Ese pacto entre libertad e igualdad, al que llamamos Estado del Bienestar, se mantuvo en el marco de las fronteras nacionales, pero solo en los países más avanzados del bloque no soviético. Y empezó a saltar por los aires cuando la globalización económica debilitó el necesario control del Estado-nación. Con la libertad de movimiento de capitales, la tributación nacional de los beneficios empresariales se complica y la secuencia clave de todo el edificio, según la cuál los beneficios hoy de la inversión privada son los impuestos que financian el Estado del Bienestar y el empleo de mañana, se resquebraja. Cuando el capital se hace nómada, las empresas transnacionales invierten donde quieren, pagan impuestos donde pueden y generan empleos donde les es más rentable. Si, además, el proceso va acompañado de un retroceso del papel estatal mediante una intensa desregulación y liberalización de la economía, como la que vimos en los años previos a la crisis financiera mundial de 2008, el pacto socialdemócrata salta por los aires.
La izquierda tiene que reconstruir hoy su mensaje a partir de ahí. Manteniendo en lo que pueda, que es mucho, el edificio construido, pero siendo consciente de que ha cambiado la lógica subyacente que le dio soporte. La primera decisión tiene que ver con esto: ¿reconocemos en la globalización un proceso que tiene problemas y freno, pero no marcha atrás y, por tanto, insistimos en la necesidad de una gobernanza mundial de la misma, o pedimos un regreso a las fronteras del viejo Estado-nación? El proteccionismo antiglobalización está ya ocupado por populismos de signos contrarios. ¿En qué espacio geográfico y social tiene que buscar la socialdemocracia su nuevo equilibrio entre libertad e igualdad?

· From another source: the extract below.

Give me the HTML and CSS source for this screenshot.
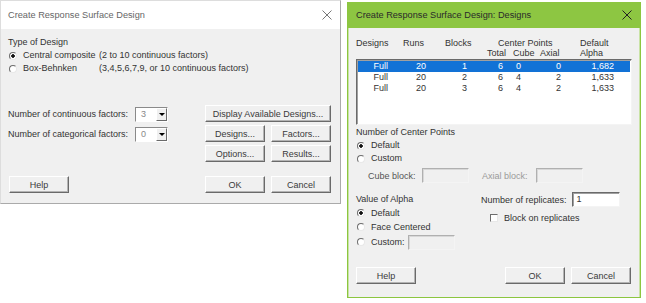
FILE: index.html
```html
<!DOCTYPE html>
<html lang="en">
<head>
    <meta charset="UTF-8">
    <title>Create Response Surface Design</title>
    <link rel="stylesheet" href="styles.css">
</head>
<body>

<div class="desk">
    <!-- main dialog -->
    <div class="dlg main">
        <div class="titlebar">
            <span class="title">Create Response Surface Design</span>
            <svg class="close" width="10" height="10" viewBox="0 0 10 10"><path d="M0.5 0.5L9.5 9.5M9.5 0.5L0.5 9.5" stroke="#777" stroke-width="1"/></svg>
        </div>
        <div class="body">
            <div class="line">Type of Design</div>
            <div class="line">
                <span class="radio on"></span><span class="opt1">Central composite</span><span>(2 to 10 continuous factors)</span>
            </div>
            <div class="line">
                <span class="radio"></span><span class="opt1">Box-Behnken</span><span>(3,4,5,6,7,9, or 10 continuous factors)</span>
            </div>

            <div class="lower">
                <div class="factors">
                    <div class="frow">
                        <span class="flabel">Number of continuous factors:</span>
                        <span class="combo"><span class="val">3</span><span class="arrow"></span></span>
                    </div>
                    <div class="frow">
                        <span class="flabel">Number of categorical factors:</span>
                        <span class="combo"><span class="val">0</span><span class="arrow"></span></span>
                    </div>
                </div>
                <div class="btngrid">
                    <span class="btn wide">Display Available Designs...</span>
                    <span class="btn">Designs...</span>
                    <span class="btn">Factors...</span>
                    <span class="btn">Options...</span>
                    <span class="btn">Results...</span>
                </div>
            </div>

            <div class="foot">
                <span class="btn">Help</span>
                <span class="pair">
                    <span class="btn">OK</span>
                    <span class="btn">Cancel</span>
                </span>
            </div>
        </div>
    </div>

    <!-- designs sub dialog -->
    <div class="dlg sub">
        <div class="titlebar">
            <span class="title">Create Response Surface Design: Designs</span>
            <svg class="close" width="10" height="10" viewBox="0 0 10 10"><path d="M0.5 0.5L9.5 9.5M9.5 0.5L0.5 9.5" stroke="#222" stroke-width="1"/></svg>
        </div>
        <div class="body">
            <div class="head">
                <div class="hrow">
                    <span class="h1">Designs</span>
                    <span class="h2">Runs</span>
                    <span class="h3">Blocks</span>
                    <span class="h4">Center Points</span>
                    <span class="h5">Default</span>
                </div>
                <div class="hrow">
                    <span class="h6">Total</span>
                    <span class="h7">Cube</span>
                    <span class="h8">Axial</span>
                    <span class="h9">Alpha</span>
                </div>
            </div>
            <div class="list">
                <div class="row sel">
                    <span class="c1">Full</span><span class="c2">20</span><span class="c3">1</span><span class="c4">6</span><span class="c5">0</span><span class="c6">0</span><span class="c7">1,682</span>
                </div>
                <div class="row">
                    <span class="c1">Full</span><span class="c2">20</span><span class="c3">2</span><span class="c4">6</span><span class="c5">4</span><span class="c6">2</span><span class="c7">1,633</span>
                </div>
                <div class="row">
                    <span class="c1">Full</span><span class="c2">20</span><span class="c3">3</span><span class="c4">6</span><span class="c5">4</span><span class="c6">2</span><span class="c7">1,633</span>
                </div>
            </div>

            <div class="line">Number of Center Points</div>
            <div class="line"><span class="radio on"></span>Default</div>
            <div class="line"><span class="radio"></span>Custom</div>
            <div class="blockrow">
                <span class="lbl cube">Cube block:</span>
                <span class="edit off"></span>
                <span class="lbl axial">Axial block:</span>
                <span class="edit off"></span>
            </div>

            <div class="split">
                <div class="alpha">
                    <div class="aline">Value of Alpha</div>
                    <div class="aline"><span class="radio on"></span>Default</div>
                    <div class="aline"><span class="radio"></span>Face Centered</div>
                    <div class="aline custom"><span class="radio"></span>Custom:<span class="edit off"></span></div>
                </div>
                <div class="reps">
                    <div class="reprow">Number of replicates:<span class="edit">1</span></div>
                    <div class="chkrow"><span class="check"></span>Block on replicates</div>
                </div>
            </div>

            <div class="foot">
                <span class="btn">Help</span>
                <span class="pair">
                    <span class="btn">OK</span>
                    <span class="btn">Cancel</span>
                </span>
            </div>
        </div>
    </div>
</div>

</body>
</html>
```

FILE: styles.css
```css
* {
    padding: 0;
    margin: 0;
    box-sizing: border-box;
}
body {
    background: #fff;
    font-family: "Liberation Sans", Arial, sans-serif;
    font-size: 9px;
    color: #333;
}
.desk {
    display: flex;
    align-items: flex-start;
    gap: 6px;
}

/* dialog frames */
.dlg {
    background: #f0f0f0;
    display: flex;
    flex-direction: column;
}
.main {
    width: 341px;
    height: 204px;
    border: 1px solid #aaa;
    border-left-color: #ddd;
    border-top-color: #ddd;
}
.sub {
    width: 294px;
    height: 296px;
    margin-top: 2px;
    border: 1px solid #8cc63f;
    border-top: none;
    box-shadow: inset 1px 0 #c9e3a6, inset -1px 0 #c9e3a6;
}
.titlebar {
    display: flex;
    justify-content: space-between;
    align-items: center;
    padding: 0 8px 0 7px;
    font-size: 9.2px;
}
.main .titlebar {
    height: 28px;
    background: #fff;
    color: #666;
}
.sub .titlebar {
    height: 26px;
    background: #8dc642;
    color: #2a2a2a;
    padding-left: 8px;
}

.main .body {
    padding: 7px 9px 0 7px;
}
.sub .body {
    padding: 10px 8px 0 8px;
}

.line {
    height: 13px;
    line-height: 13px;
    display: flex;
    align-items: center;
}
.opt1 {
    width: 76px;
}

/* classic radio / check */
.radio {
    width: 8px;
    height: 8px;
    border-radius: 50%;
    border: 1px solid;
    border-color: #6d6d6d #e8e8e8 #e8e8e8 #6d6d6d;
    background: #fff;
    margin: 0 6px 0 1px;
    flex: none;
}
.radio.on {
    background: radial-gradient(circle, #111 0 1.5px, #fff 2px);
}
.check {
    width: 8px;
    height: 8px;
    border: 1px solid;
    border-color: #6d6d6d #e8e8e8 #e8e8e8 #6d6d6d;
    background: #fff;
    margin-right: 6px;
}

/* buttons */
.btn {
    display: inline-flex;
    align-items: center;
    justify-content: center;
    height: 17px;
    width: 60px;
    background: #f0f0f0;
    border: 1px solid;
    border-color: #fff #6a6a6a #6a6a6a #fff;
    box-shadow: inset -1px -1px #b4b4b4;
    color: #3a3a3a;
}

/* lower part of main */
.lower {
    display: flex;
    justify-content: space-between;
    margin-top: 30px;
}
.factors {
    display: flex;
    flex-direction: column;
    gap: 4px;
    padding-top: 1px;
}
.frow {
    height: 16px;
    display: flex;
    align-items: center;
}
.flabel {
    width: 127px;
}
.combo {
    width: 33px;
    height: 15px;
    border: 1px solid;
    border-color: #8a8a8a #fff #fff #8a8a8a;
    background: #fff;
    display: flex;
    justify-content: space-between;
    color: #888;
}
.combo .val {
    padding-left: 5px;
    line-height: 13px;
}
.combo .arrow {
    width: 11px;
    background: #f0f0f0;
    border: 1px solid;
    border-color: #fff #6a6a6a #6a6a6a #fff;
    position: relative;
}
.combo .arrow::after {
    content: "";
    position: absolute;
    left: 2px;
    top: 4px;
    border: 3px solid transparent;
    border-top: 3px solid #000;
}
.btngrid {
    display: grid;
    grid-template-columns: 60px 60px;
    column-gap: 6px;
    row-gap: 3px;
    width: 126px;
}
.btngrid .btn {
    width: auto;
}
.btngrid .wide {
    grid-column: 1 / 3;
}
.foot {
    display: flex;
    justify-content: space-between;
}
.main .foot {
    margin-top: 14px;
    padding-left: 1px;
}
.pair {
    display: flex;
    gap: 6px;
}

/* designs table */
.head {
    height: 21px;
}
.hrow {
    height: 10px;
    line-height: 10px;
    position: relative;
}
.hrow span {
    position: absolute;
    top: 0;
}
.h1 { left: 0; }
.h2 { left: 47px; }
.h3 { left: 89px; }
.h4 { left: 142px; }
.h5 { left: 224px; }
.h6 { left: 131px; }
.h7 { left: 157px; }
.h8 { left: 184px; }
.h9 { left: 224px; }
.list {
    height: 66px;
    background: #fff;
    border: 1px solid;
    border-color: #6a6a6a #f4f4f4 #f4f4f4 #6a6a6a;
    box-shadow: inset 1px 1px #a0a0a0;
    padding: 1px 1px 0 1px;
}
.row {
    display: flex;
    height: 11px;
    line-height: 11px;
    color: #333;
}
.row.sel {
    background: #1272d6;
    color: #fff;
}
.row span {
    text-align: right;
    flex: none;
}
.c1 { width: 30px; }
.c2 { width: 38px; }
.c3 { width: 41px; }
.c4 { width: 36px; }
.c5 { width: 18px; }
.c6 { width: 40px; }
.c7 { width: 53px; }

.sub .list + .line {
    margin-top: 1px;
}
.blockrow {
    display: flex;
    align-items: center;
    height: 15px;
    margin-top: 3px;
    padding-left: 12px;
}
.lbl {
    width: 54px;
}
.cube {
    color: #555;
}
.axial {
    color: #9a9a9a;
    margin-left: 13px;
}
.edit {
    display: inline-block;
    width: 47px;
    height: 15px;
    background: #fff;
    border: 1px solid;
    border-color: #6a6a6a #f4f4f4 #f4f4f4 #6a6a6a;
    box-shadow: inset 1px 1px #a0a0a0;
    padding-left: 4px;
    line-height: 13px;
}
.edit.off {
    background: #f0f0f0;
    border-color: #b0b0b0 #f4f4f4 #f4f4f4 #b0b0b0;
    box-shadow: inset 1px 1px #d8d8d8;
}

.split {
    display: flex;
    margin-top: 9px;
}
.alpha {
    width: 125px;
}
.aline {
    height: 14px;
    display: flex;
    align-items: center;
}
.aline.custom {
    height: 16px;
}
.aline.custom .edit {
    margin-left: 3px;
}
.reps {
    display: flex;
    flex-direction: column;
}
.reprow {
    display: flex;
    align-items: center;
    height: 15px;
}
.reprow .edit {
    margin-left: 5px;
    width: 48px;
}
.chkrow {
    display: flex;
    align-items: center;
    margin: 6px 0 0 9px;
}
.sub .foot {
    margin-top: 17px;
    padding-right: 1px;
}
```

Tanto para conservar lo conseguido en el terreno nacional como para ensancharlo al proceso mundial de producción, sin ir en contra de los desfavorecidos de otros países, la socialdemocracia debe actualizar el sentido de los instrumentos utilizados hasta ahora. La nueva dimensión del problema igualdad/libertad en un mundo globalizado exige una profunda revisión de la perspectiva tradicional respecto a lo público y lo privado; el Estado y las empresas; lo nacional y lo internacional; los impuestos y la politica social; la producción y el medio ambiente. Y, sobre todo, obliga a vigilar que las decisiones egoístas de la generación presente no acaben por asfixiar las posibilidades de las generaciones futuras, especialmente en lo que tiene que ver con la deuda (pública y privada) y con el clima.
En un mundo global, en permanente cambio tecnológico, la socialdemocracia debe redefinir los cuadrantes temporales (hoy/mañana) y espaciales (nacional/mundial), si quiere mantener sus señas de identidad. Muchos se movilizan hoy para paliar los peores efectos de la desigualdad y, en especial, la pobreza o los desahucios. Pero solo el socialismo debe mantener en su programa luchar contra las causas sociales (evitables) de la misma. Creo.